On Feb 20, 3:43 am, D Peter Maus wrote:
Joe Analssandrini wrote:
On Feb 14, 6:44 pm, "junius" wrote:
It looks like the Eton E1 (minus XM satellite radio capability, it
would seem) is to be rebadged as the Grundig G1.
http://www.universal-radio.com/catal...able/2001.html
Not available until late 2007.
The selling price on this set could potentially prove more attractive
than that of the $500 E1XM: The G1's list price is $500 on
Universal's website, as opposed to the $700 list price of the E1
(which Universal and other outlets regularly sell at 499.95).
RadioIntel has some pictures of the G1, taken at CES 2007.
http://www.radiointel.com/ces2007.htm
junius
Dear Junius,
This is strictly conjecture on my part - I believe the "Etón" name has
no cachet whatsoever as a radio brand (as opposed to a company brand)

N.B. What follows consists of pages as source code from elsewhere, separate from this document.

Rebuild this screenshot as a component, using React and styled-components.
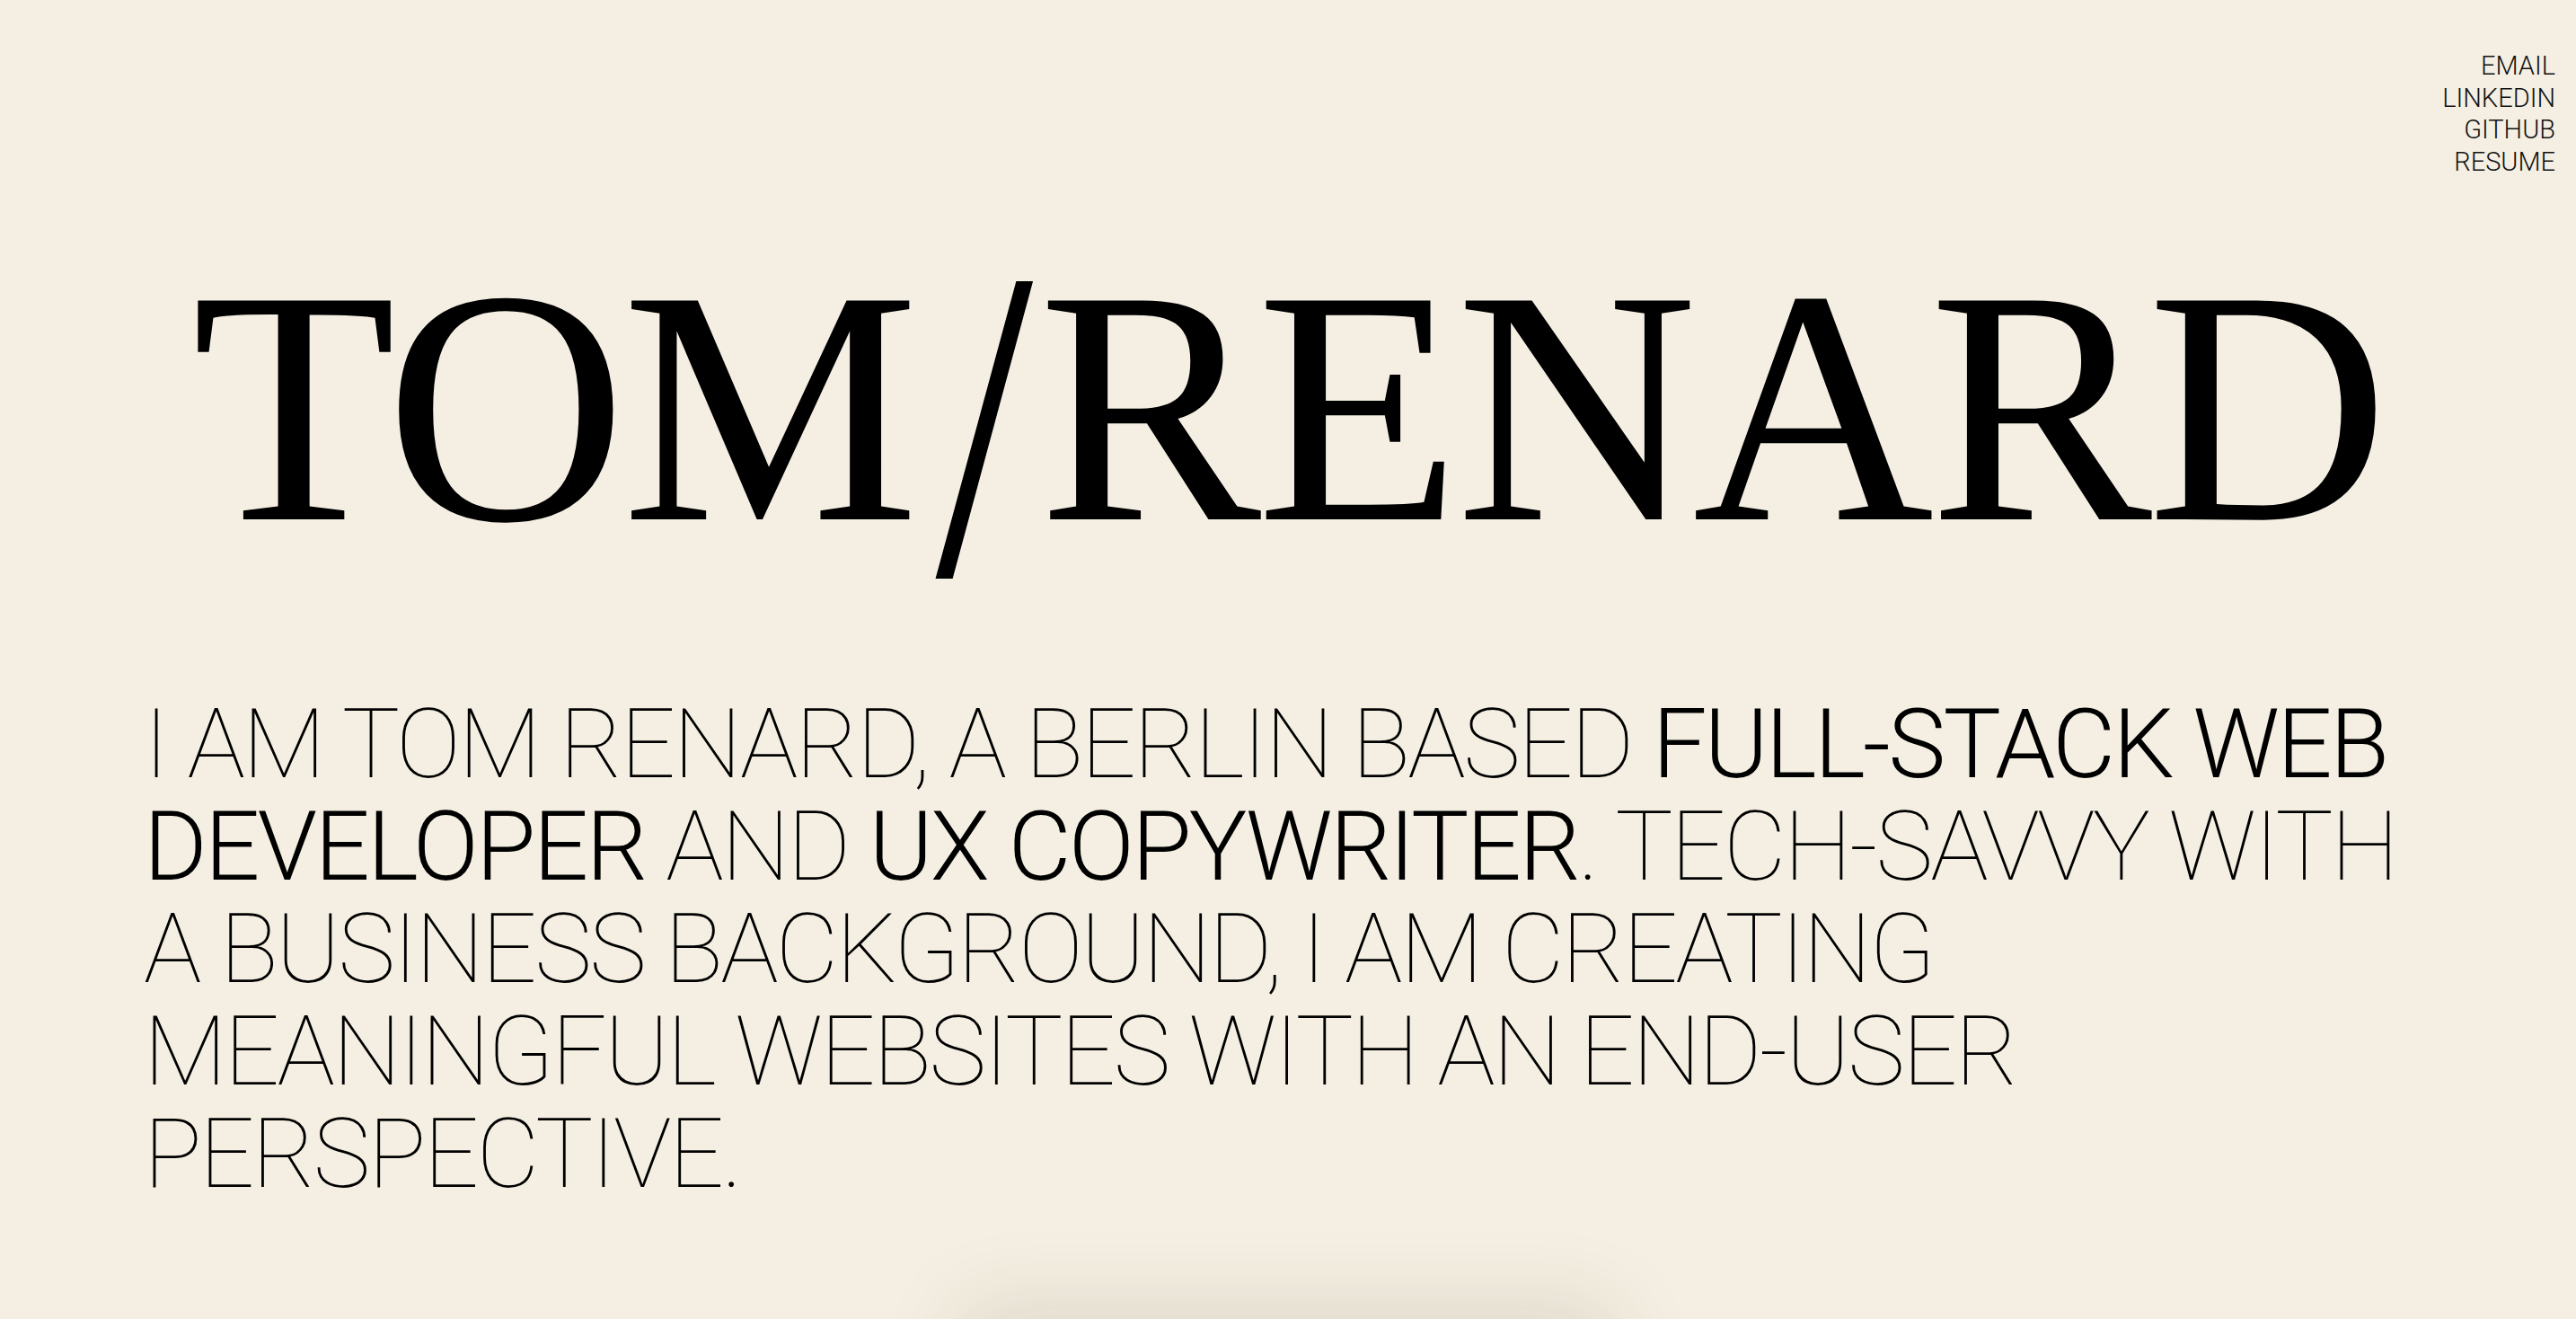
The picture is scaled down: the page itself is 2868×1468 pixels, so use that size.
import React from 'react';
import styled, { createGlobalStyle } from 'styled-components';

const GlobalStyle = createGlobalStyle`
  html, body {
    margin: 0;
    padding: 0;
    background: #f4efe2;
  }
  body {
    font-family: Roboto, 'Liberation Sans', sans-serif;
    color: #000;
  }
`;

const Hero = styled.section`
  position: relative;
  height: 100vh;
  overflow: hidden;
  background: #f4efe2;
`;

const Nav = styled.nav`
  display: flex;
  flex-direction: column;
  align-items: flex-end;
  padding: 56px 23px 0 0;
`;

const NavLink = styled.a`
  font-family: Roboto, 'Liberation Sans', sans-serif;
  font-weight: 300;
  font-size: 29px;
  line-height: 35.7px;
  color: #111;
  text-decoration: none;
  text-transform: uppercase;
`;

const Title = styled.h1`
  margin: 68px 0 0;
  text-align: center;
  font-family: 'Liberation Serif', 'Times New Roman', serif;
  font-weight: 400;
  font-size: 372px;
  line-height: 1;
  letter-spacing: -0.014em;
  color: #000;
`;

const Slash = styled.span`
  display: inline-block;
  margin: 0 14px 0 26px;
  transform: translateY(20px) scale(1.05, 1.33);
`;

const Intro = styled.p`
  margin: 132px 0 0;
  padding: 0 160px;
  font-family: Roboto, 'Liberation Sans', sans-serif;
  font-weight: 100;
  font-size: 108px;
  line-height: 114px;
  letter-spacing: -0.026em;
  text-transform: uppercase;
  white-space: nowrap;
`;

const Strong = styled.span`
  font-weight: 300;
`;

const NextCard = styled.div`
  position: absolute;
  top: 100%;
  left: 50%;
  width: 700px;
  height: 400px;
  transform: translateX(-50%);
  box-shadow: 0 0 90px 10px rgba(60, 50, 20, 0.13);
`;

const links = ['Email', 'LinkedIn', 'GitHub', 'Resume'];

export default function App() {
  return (
    <>
      <GlobalStyle />
      <Hero>
        <Nav>
          {links.map((l) => (
            <NavLink key={l} href="#">{l}</NavLink>
          ))}
        </Nav>
        <Title>
          TOM<Slash>/</Slash>RENARD
        </Title>
        <Intro>
          I am Tom Renard, a Berlin based <Strong>full-stack web</Strong>
          <br />
          <Strong>developer</Strong> and <Strong>UX copywriter</Strong>. Tech-savvy with
          <br />
          a business background, I am creating
          <br />
          meaningful websites with an end-user
          <br />
          perspective.
        </Intro>
        <NextCard />
      </Hero>
    </>
  );
}
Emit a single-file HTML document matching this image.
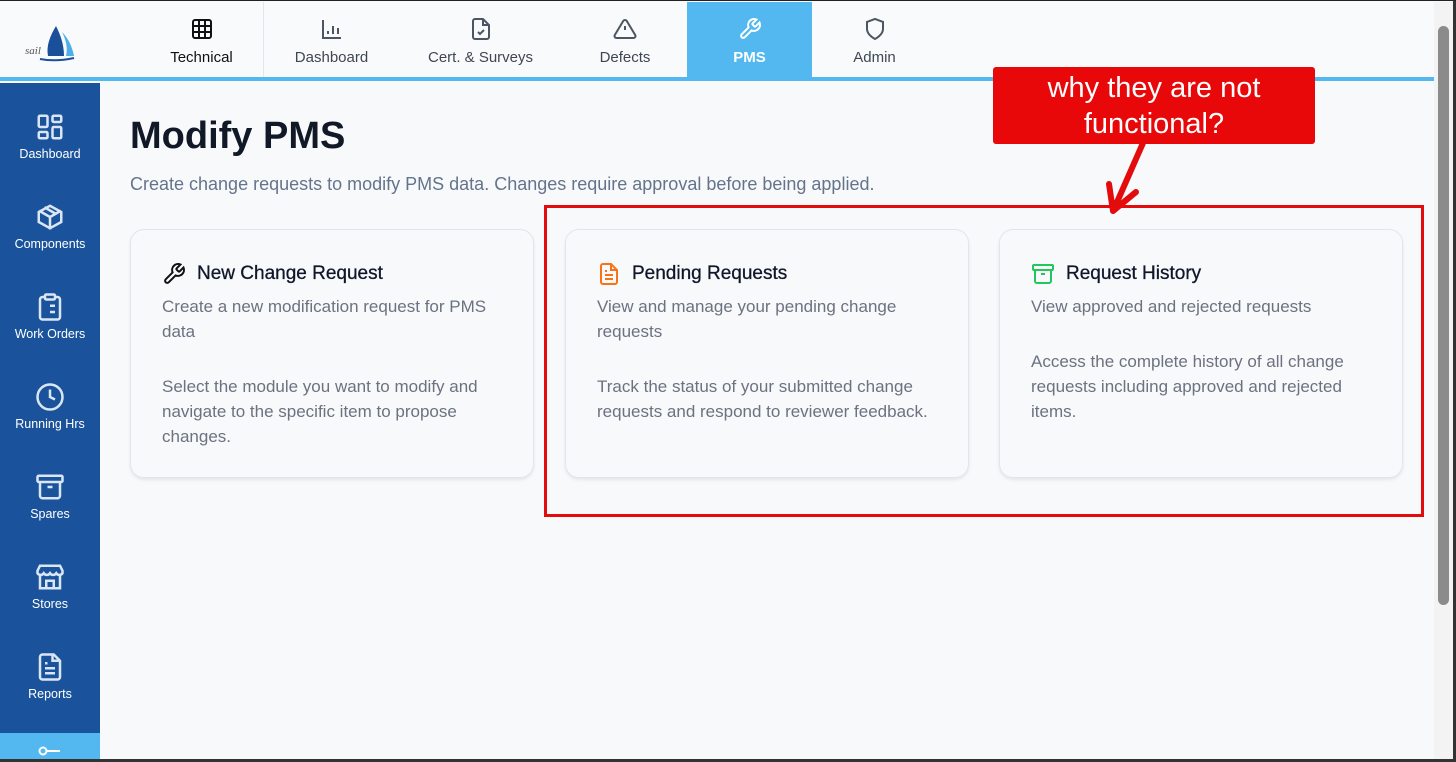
<!DOCTYPE html>
<html><head><meta charset="utf-8"><style>
*{box-sizing:border-box;margin:0;padding:0}
body{width:1456px;height:761px;overflow:hidden;background:#f8f9fb;font-family:"Liberation Sans",sans-serif;position:relative;border-top:1px solid #222;}
.top{position:absolute;left:0;top:1px;width:1434px;height:75px;background:#f9fafb;}
.bl{position:absolute;left:0;top:76px;width:1434px;height:4px;background:#53b8f0;}
.tab{position:absolute;top:0;height:75px;text-align:center;font-size:15px;color:#3f4754;}
.tab svg{position:absolute;left:50%;top:15px;margin-left:-12px}
.tab span{position:absolute;left:0;right:0;top:47px}
.side{position:absolute;left:0;top:82px;width:100px;height:679px;background:#1a539b;}
.si{position:absolute;left:0;width:100px;text-align:center;color:#fff;font-size:12.5px}
.si svg{display:block;margin:0 auto 5px}
h1{position:absolute;left:130px;top:114px;font-size:38px;font-weight:bold;color:#111827}
.sub{position:absolute;left:130px;top:173px;font-size:18px;color:#64748b}
.card{position:absolute;top:228px;width:404px;height:249px;background:#f8f9fb;border:1px solid #e2e6ec;border-radius:14px;box-shadow:0 2px 3px rgba(0,0,0,.08)}
.card h3{position:absolute;left:31px;top:33px;font-size:19px;font-weight:normal;color:#0f172a;-webkit-text-stroke:.3px #0f172a;padding-left:35px}
.card h3 svg{position:absolute;left:0;top:-1px}
.card p{position:absolute;left:31px;width:350px;font-size:17px;line-height:25px;color:#6b7280}
.rb{position:absolute;left:544px;top:204px;width:880px;height:312px;border:3px solid #e30b0b}
.call{position:absolute;left:993px;top:66px;width:322px;height:77px;background:#e8080a;border-radius:3px;color:#fff;font-size:29px;text-align:center;line-height:36px;padding-top:3px}
.sb{position:absolute;left:1434px;top:1px;width:19px;height:760px;background:#f3f3f3}
.th{position:absolute;left:1438px;top:25px;width:11px;height:579px;background:#8b8b8b;border-radius:6px}
</style></head><body>
<div class="top">
 <svg style="position:absolute;left:22px;top:22px" width="56" height="38" viewBox="0 0 56 38"><path d="M34 2 C28 12 24 22 26 32 L42 32 C42 20 38 10 34 2Z" fill="#1a4f9a"/><path d="M40 8 C44 16 46 24 44 32 L52 32 C50 22 46 14 40 8Z" fill="#4fb0e8"/><path d="M18 35 Q34 38 52 34" stroke="#1a4f9a" stroke-width="2" fill="none"/><text x="3" y="30" font-size="11" font-style="italic" fill="#555" font-family="Liberation Serif,serif">sail</text></svg>
 <div class="tab" style="left:140px;width:124px;color:#111;border-right:1px solid #e3e6ea"><svg width="24" height="24" viewBox="0 0 24 24" fill="none" stroke="#111" stroke-width="2"><rect x="3" y="3" width="18" height="18" rx="2"/><path d="M3 9h18M3 15h18M9 3v18M15 3v18"/></svg><span>Technical</span></div>
 <div class="tab" style="left:265px;width:133px"><svg width="24" height="24" viewBox="0 0 24 24" fill="none" stroke="#4b5563" stroke-width="2"><path d="M3 3v18h18M8 17v-3M13 17V9M18 17v-6"/></svg><span>Dashboard</span></div>
 <div class="tab" style="left:408px;width:145px"><svg width="24" height="24" viewBox="0 0 24 24" fill="none" stroke="#4b5563" stroke-width="2"><path d="M14 2H6a2 2 0 0 0-2 2v16a2 2 0 0 0 2 2h12a2 2 0 0 0 2-2V8z"/><path d="M14 2v6h6M9 15l2 2 4-4"/></svg><span>Cert. &amp; Surveys</span></div>
 <div class="tab" style="left:563px;width:124px"><svg width="24" height="24" viewBox="0 0 24 24" fill="none" stroke="#4b5563" stroke-width="2"><path d="M10.3 3.9 1.8 18a2 2 0 0 0 1.7 3h17a2 2 0 0 0 1.7-3L13.7 3.9a2 2 0 0 0-3.4 0zM12 9v4M12 17h.01"/></svg><span>Defects</span></div>
 <div class="tab" style="left:687px;width:125px;background:#53b8f0;color:#fff;font-weight:bold"><svg width="24" height="24" viewBox="0 0 24 24" fill="none" stroke="#fff" stroke-width="2"><path d="M14.7 6.3a1 1 0 0 0 0 1.4l1.6 1.6a1 1 0 0 0 1.4 0l3.8-3.8a6 6 0 0 1-7.9 7.9l-6.9 6.9a2.1 2.1 0 0 1-3-3l6.9-6.9a6 6 0 0 1 7.9-7.9z"/></svg><span>PMS</span></div>
 <div class="tab" style="left:812px;width:125px"><svg width="24" height="24" viewBox="0 0 24 24" fill="none" stroke="#4b5563" stroke-width="2"><path d="M12 22s8-4 8-10V5l-8-3-8 3v7c0 6 8 10 8 10z"/></svg><span>Admin</span></div>
</div>
<div class="bl"></div>
<div class="side">
 <div class="si" style="top:29px"><svg width="30" height="30" viewBox="0 0 24 24" fill="none" stroke="#dbe6f5" stroke-width="2"><rect x="3" y="3" width="7" height="9" rx="1"/><rect x="14" y="3" width="7" height="5" rx="1"/><rect x="14" y="12" width="7" height="9" rx="1"/><rect x="3" y="16" width="7" height="5" rx="1"/></svg>Dashboard</div>
 <div class="si" style="top:119px"><svg width="30" height="30" viewBox="0 0 24 24" fill="none" stroke="#dbe6f5" stroke-width="2"><path d="M21 16V8l-9-5-9 5v8l9 5 9-5zM3.3 7 12 12l8.7-5M12 22V12M7.5 4.2l9 5.2"/></svg>Components</div>
 <div class="si" style="top:209px"><svg width="30" height="30" viewBox="0 0 24 24" fill="none" stroke="#dbe6f5" stroke-width="2"><rect x="8" y="2" width="8" height="4" rx="1"/><path d="M16 4h2a2 2 0 0 1 2 2v14a2 2 0 0 1-2 2H6a2 2 0 0 1-2-2V6a2 2 0 0 1 2-2h2M12 11h4M12 16h4M8 11h.01M8 16h.01"/></svg>Work Orders</div>
 <div class="si" style="top:299px"><svg width="30" height="30" viewBox="0 0 24 24" fill="none" stroke="#dbe6f5" stroke-width="2"><circle cx="12" cy="12" r="10"/><path d="M12 6v6l4 2"/></svg>Running Hrs</div>
 <div class="si" style="top:389px"><svg width="30" height="30" viewBox="0 0 24 24" fill="none" stroke="#dbe6f5" stroke-width="2"><rect x="2" y="3" width="20" height="5" rx="1"/><path d="M4 8v11a2 2 0 0 0 2 2h12a2 2 0 0 0 2-2V8M10 12h4"/></svg>Spares</div>
 <div class="si" style="top:479px"><svg width="30" height="30" viewBox="0 0 24 24" fill="none" stroke="#dbe6f5" stroke-width="2"><path d="M2 7l2-4h16l2 4v2a3 3 0 0 1-5 0 3 3 0 0 1-5 0 3 3 0 0 1-5 0 3 3 0 0 1-5 0zM4 11v10h16V11M9 21v-6h6v6"/></svg>Stores</div>
 <div class="si" style="top:569px"><svg width="30" height="30" viewBox="0 0 24 24" fill="none" stroke="#dbe6f5" stroke-width="2"><path d="M15 2H6a2 2 0 0 0-2 2v16a2 2 0 0 0 2 2h12a2 2 0 0 0 2-2V7z"/><path d="M14 2v5h5M16 13H8M16 17H8M10 9H8"/></svg>Reports</div>
 <div style="position:absolute;top:650px;left:0;width:100px;height:29px;background:#53b8f0"><svg style="position:absolute;left:38px;top:12px" width="24" height="12" viewBox="0 0 24 12" fill="none" stroke="#fff" stroke-width="2"><circle cx="5" cy="6" r="3.5"/><path d="M9 6h13"/></svg></div>
</div>
<h1>Modify PMS</h1>
<div class="sub">Create change requests to modify PMS data. Changes require approval before being applied.</div>
<div class="card" style="left:130px"><h3><svg width="24" height="24" viewBox="0 0 24 24" fill="none" stroke="#111" stroke-width="2"><path d="M14.7 6.3a1 1 0 0 0 0 1.4l1.6 1.6a1 1 0 0 0 1.4 0l3.8-3.8a6 6 0 0 1-7.9 7.9l-6.9 6.9a2.1 2.1 0 0 1-3-3l6.9-6.9a6 6 0 0 1 7.9-7.9z"/></svg>New Change Request</h3>
<p style="top:64px">Create a new modification request for PMS data</p>
<p style="top:144px">Select the module you want to modify and navigate to the specific item to propose changes.</p></div>
<div class="card" style="left:565px"><h3><svg width="24" height="24" viewBox="0 0 24 24" fill="none" stroke="#f97316" stroke-width="2"><path d="M14 2H6a2 2 0 0 0-2 2v16a2 2 0 0 0 2 2h12a2 2 0 0 0 2-2V8z"/><path d="M14 2v6h6M16 13H8M16 17H8M10 9H8"/></svg>Pending Requests</h3>
<p style="top:64px">View and manage your pending change requests</p>
<p style="top:144px">Track the status of your submitted change requests and respond to reviewer feedback.</p></div>
<div class="card" style="left:999px"><h3><svg width="24" height="24" viewBox="0 0 24 24" fill="none" stroke="#22c55e" stroke-width="2"><rect x="2" y="3" width="20" height="5" rx="1"/><path d="M4 8v11a2 2 0 0 0 2 2h12a2 2 0 0 0 2-2V8M10 12h4"/></svg>Request History</h3>
<p style="top:64px">View approved and rejected requests</p>
<p style="top:119px">Access the complete history of all change requests including approved and rejected items.</p></div>
<div class="rb"></div>
<div class="call">why they are not<br>functional?</div>
<svg style="position:absolute;left:1100px;top:140px" width="50" height="75" viewBox="0 0 50 75"><path d="M43 2 L14 68" stroke="#e30b0b" stroke-width="6" fill="none"/><path d="M9 43 L13 70 L36 51" stroke="#e30b0b" stroke-width="6" fill="none" stroke-linejoin="round" stroke-linecap="round"/></svg>
<div class="sb"></div><div class="th"></div>
<div style="position:absolute;left:1453px;top:0;width:3px;height:761px;background:#333"></div>
<div style="position:absolute;left:0;top:758px;width:1456px;height:3px;background:#333"></div>
</body></html>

and perhaps they want to see which name sells best. Personally, I
should hope for the return of the Grundig name but the quality has to
be there or else that name too will lose whatever credibility it
possesses. By eliminating XM capability (something I, as well as many
others, do not want on such a radio), the manufacturing cost should be
less and I hope that the selling price will be less, too.
Don't count on it.
E1 is 'XM' ready. That's not to say it's an XM radio. It requires an
XM antenna and the outboard XM tuning module. Both optional extras at
additional cost. The only thing the radio does to produce XM is address
the outboard XM tuning module through the operating system. If the XM
outboard tuning module is not connected, the XM functionality doesn't
show up in the O/S.
Removing XM capability requires little more than removing the
connector for the outboard tuning module.- Hide quoted text -
One thing that is not clear from the G1's sales leaflet is whether it
has synchronous detection like the E1. Does it?